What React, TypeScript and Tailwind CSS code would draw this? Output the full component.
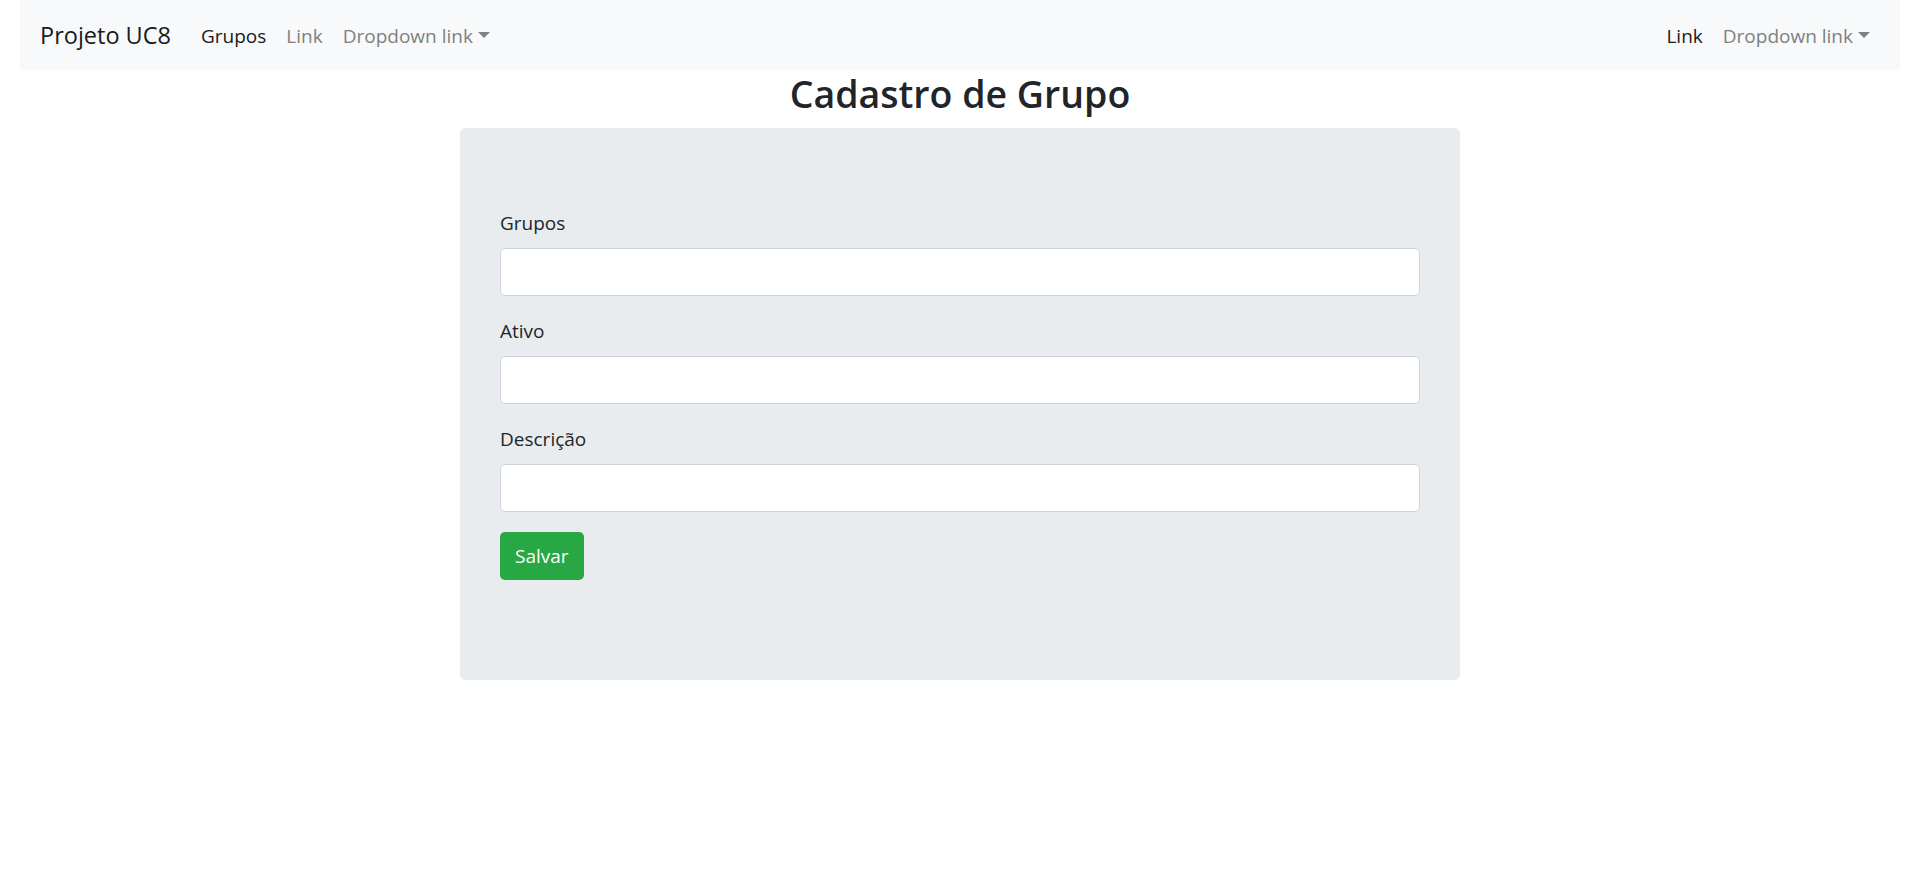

....

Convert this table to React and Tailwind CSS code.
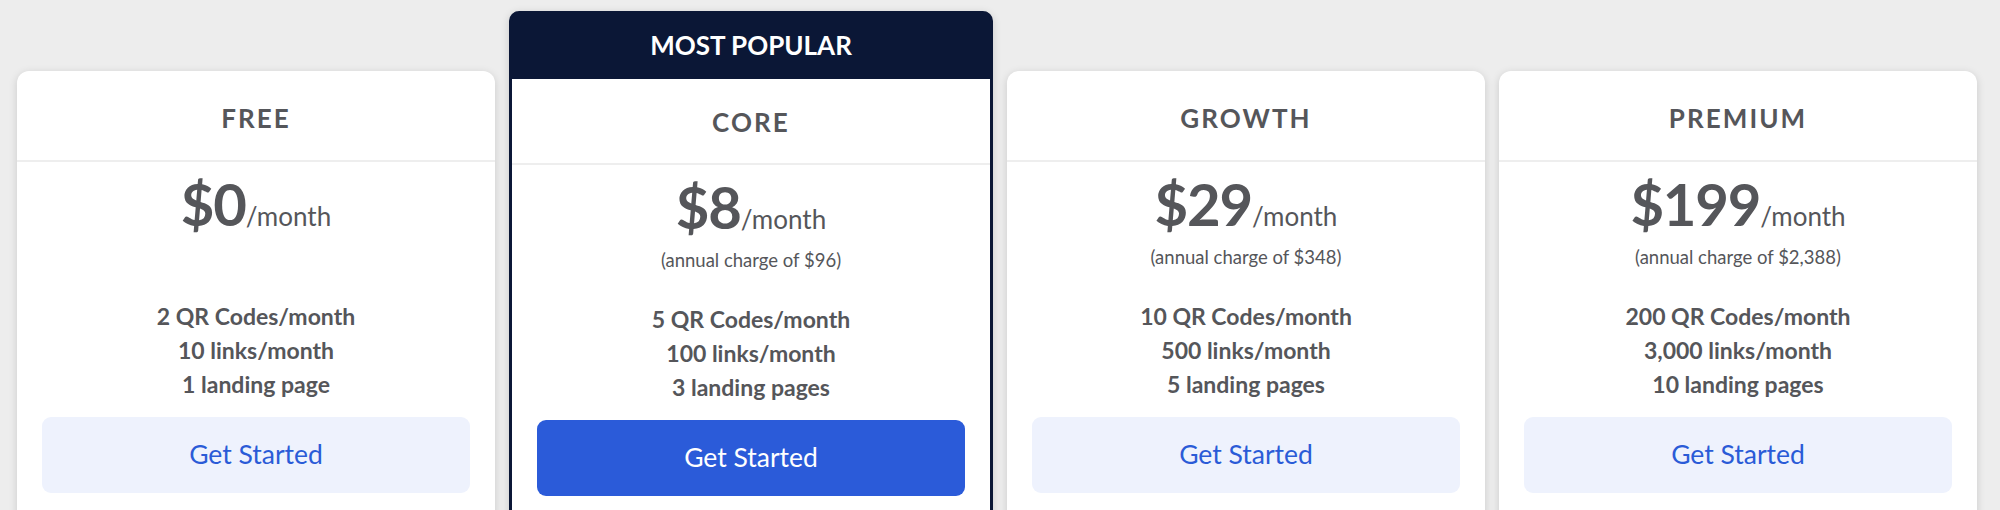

....

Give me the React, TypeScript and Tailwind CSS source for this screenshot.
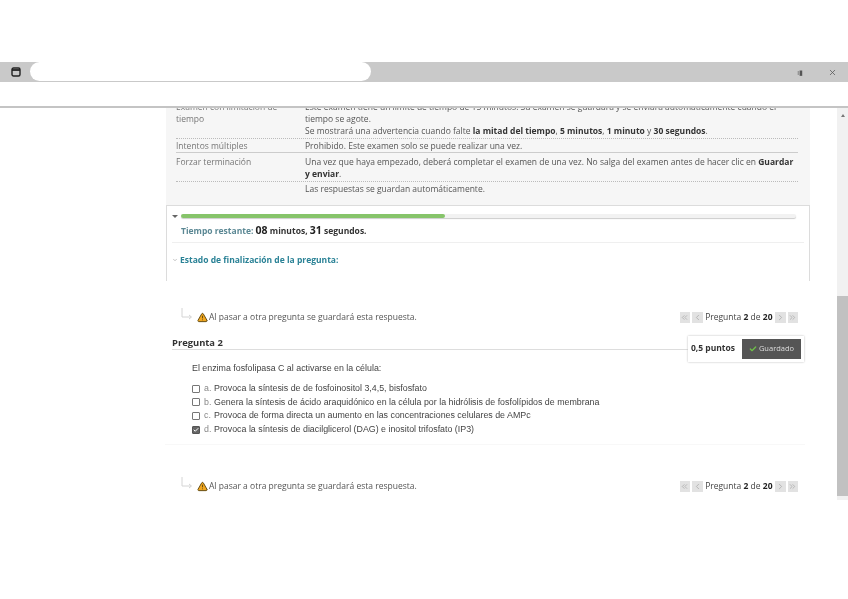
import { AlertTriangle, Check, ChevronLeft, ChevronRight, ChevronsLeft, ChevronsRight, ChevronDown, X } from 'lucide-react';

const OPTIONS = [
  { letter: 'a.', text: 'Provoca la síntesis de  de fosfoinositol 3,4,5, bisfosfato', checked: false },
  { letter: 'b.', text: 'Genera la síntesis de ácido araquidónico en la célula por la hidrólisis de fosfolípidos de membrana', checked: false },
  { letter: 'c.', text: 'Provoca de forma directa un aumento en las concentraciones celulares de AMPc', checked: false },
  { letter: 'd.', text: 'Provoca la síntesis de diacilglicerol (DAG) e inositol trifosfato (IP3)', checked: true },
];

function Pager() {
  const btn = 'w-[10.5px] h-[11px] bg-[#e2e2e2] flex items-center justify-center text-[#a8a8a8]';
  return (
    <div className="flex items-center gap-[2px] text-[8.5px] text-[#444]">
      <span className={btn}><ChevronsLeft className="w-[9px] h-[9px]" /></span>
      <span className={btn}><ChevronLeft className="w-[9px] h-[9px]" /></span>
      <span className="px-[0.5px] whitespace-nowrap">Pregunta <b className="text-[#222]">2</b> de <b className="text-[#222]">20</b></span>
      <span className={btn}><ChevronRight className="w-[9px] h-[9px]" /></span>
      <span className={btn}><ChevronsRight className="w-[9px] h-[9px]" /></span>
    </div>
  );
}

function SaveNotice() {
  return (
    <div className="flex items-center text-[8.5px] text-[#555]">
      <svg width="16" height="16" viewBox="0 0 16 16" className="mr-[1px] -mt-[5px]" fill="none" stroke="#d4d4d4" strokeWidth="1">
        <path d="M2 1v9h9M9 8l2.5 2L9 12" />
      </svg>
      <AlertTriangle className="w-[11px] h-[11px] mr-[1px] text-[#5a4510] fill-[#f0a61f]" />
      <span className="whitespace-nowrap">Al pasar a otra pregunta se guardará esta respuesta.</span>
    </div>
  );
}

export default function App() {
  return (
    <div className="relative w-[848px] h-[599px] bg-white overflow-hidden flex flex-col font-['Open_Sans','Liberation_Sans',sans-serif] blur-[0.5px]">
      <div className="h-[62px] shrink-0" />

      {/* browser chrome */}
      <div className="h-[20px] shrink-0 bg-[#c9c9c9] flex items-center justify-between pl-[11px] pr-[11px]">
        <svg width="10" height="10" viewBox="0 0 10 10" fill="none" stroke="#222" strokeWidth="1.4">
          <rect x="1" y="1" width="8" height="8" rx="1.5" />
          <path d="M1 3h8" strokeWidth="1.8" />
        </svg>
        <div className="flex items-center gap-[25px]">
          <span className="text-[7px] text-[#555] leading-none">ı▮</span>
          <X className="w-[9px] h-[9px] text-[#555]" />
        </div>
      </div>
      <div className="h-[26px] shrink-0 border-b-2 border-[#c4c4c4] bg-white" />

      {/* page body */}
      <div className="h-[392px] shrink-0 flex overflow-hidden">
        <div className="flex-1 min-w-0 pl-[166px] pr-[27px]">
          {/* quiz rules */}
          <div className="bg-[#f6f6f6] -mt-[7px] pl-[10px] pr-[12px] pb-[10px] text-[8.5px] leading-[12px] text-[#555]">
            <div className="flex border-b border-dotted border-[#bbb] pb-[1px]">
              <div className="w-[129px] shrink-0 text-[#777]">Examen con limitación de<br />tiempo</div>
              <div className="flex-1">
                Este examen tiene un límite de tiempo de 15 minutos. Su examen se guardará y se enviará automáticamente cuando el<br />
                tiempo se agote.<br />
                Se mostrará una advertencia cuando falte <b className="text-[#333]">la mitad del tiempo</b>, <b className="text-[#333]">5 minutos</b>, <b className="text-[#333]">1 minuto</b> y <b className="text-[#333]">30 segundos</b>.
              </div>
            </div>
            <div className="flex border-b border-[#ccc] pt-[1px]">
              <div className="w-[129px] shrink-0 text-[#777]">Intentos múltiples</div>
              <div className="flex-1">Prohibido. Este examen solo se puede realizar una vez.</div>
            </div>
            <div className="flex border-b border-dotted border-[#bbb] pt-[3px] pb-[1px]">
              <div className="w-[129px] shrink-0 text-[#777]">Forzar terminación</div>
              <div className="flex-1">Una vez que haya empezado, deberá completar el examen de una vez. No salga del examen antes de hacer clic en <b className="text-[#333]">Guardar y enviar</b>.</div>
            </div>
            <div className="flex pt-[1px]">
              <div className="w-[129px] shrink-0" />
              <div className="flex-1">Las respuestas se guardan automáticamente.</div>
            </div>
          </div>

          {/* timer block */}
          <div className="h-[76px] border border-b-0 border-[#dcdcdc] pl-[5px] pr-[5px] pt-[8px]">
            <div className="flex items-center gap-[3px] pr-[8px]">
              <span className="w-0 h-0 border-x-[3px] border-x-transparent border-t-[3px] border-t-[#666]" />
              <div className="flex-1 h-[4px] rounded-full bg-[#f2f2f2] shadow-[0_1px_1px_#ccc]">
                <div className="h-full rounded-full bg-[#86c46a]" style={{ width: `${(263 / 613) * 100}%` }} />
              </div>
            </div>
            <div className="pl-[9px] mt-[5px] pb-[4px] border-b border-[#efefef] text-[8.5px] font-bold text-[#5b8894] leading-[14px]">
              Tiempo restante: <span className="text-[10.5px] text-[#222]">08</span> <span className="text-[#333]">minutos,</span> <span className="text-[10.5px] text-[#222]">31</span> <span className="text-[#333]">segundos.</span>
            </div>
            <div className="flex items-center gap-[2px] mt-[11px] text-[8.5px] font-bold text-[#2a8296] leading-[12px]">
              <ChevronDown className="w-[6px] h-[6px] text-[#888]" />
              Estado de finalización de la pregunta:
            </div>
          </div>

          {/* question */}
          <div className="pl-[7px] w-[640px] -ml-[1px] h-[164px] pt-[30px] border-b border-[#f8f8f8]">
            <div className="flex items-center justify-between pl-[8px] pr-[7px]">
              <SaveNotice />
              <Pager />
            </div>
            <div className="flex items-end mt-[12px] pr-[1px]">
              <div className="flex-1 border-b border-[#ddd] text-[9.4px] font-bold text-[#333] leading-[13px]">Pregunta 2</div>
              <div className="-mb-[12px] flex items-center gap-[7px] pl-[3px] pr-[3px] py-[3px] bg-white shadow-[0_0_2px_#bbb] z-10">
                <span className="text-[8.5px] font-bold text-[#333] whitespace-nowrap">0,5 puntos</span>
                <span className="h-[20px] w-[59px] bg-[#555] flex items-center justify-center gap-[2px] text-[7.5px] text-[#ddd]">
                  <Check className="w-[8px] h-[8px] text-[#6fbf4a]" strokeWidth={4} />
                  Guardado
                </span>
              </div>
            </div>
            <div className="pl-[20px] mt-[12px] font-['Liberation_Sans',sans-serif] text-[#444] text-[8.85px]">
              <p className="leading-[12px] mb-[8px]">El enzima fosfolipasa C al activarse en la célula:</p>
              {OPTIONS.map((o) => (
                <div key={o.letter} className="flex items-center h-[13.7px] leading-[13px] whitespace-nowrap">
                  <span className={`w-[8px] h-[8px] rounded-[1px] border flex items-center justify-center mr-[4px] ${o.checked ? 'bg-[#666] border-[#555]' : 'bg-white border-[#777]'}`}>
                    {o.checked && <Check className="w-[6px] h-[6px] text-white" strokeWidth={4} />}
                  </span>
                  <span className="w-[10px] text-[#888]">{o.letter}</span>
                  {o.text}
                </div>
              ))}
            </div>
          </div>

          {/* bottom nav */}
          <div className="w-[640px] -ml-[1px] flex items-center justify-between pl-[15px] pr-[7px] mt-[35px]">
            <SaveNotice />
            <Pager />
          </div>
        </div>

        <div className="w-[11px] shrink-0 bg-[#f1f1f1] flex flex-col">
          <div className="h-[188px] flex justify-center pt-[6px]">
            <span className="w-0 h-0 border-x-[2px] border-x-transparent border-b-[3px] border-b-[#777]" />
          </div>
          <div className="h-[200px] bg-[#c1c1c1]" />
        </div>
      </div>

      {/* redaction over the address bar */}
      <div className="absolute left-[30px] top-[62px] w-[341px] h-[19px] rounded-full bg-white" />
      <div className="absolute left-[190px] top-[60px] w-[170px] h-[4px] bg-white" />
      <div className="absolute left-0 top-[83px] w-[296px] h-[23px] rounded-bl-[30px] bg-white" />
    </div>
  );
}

....

**THE REQUEST:**
The answer is the number of lines in the preceding material that hold "Tailwind"; write that number and nothing else.

**ANSWER TO THE EXERCISE:**
3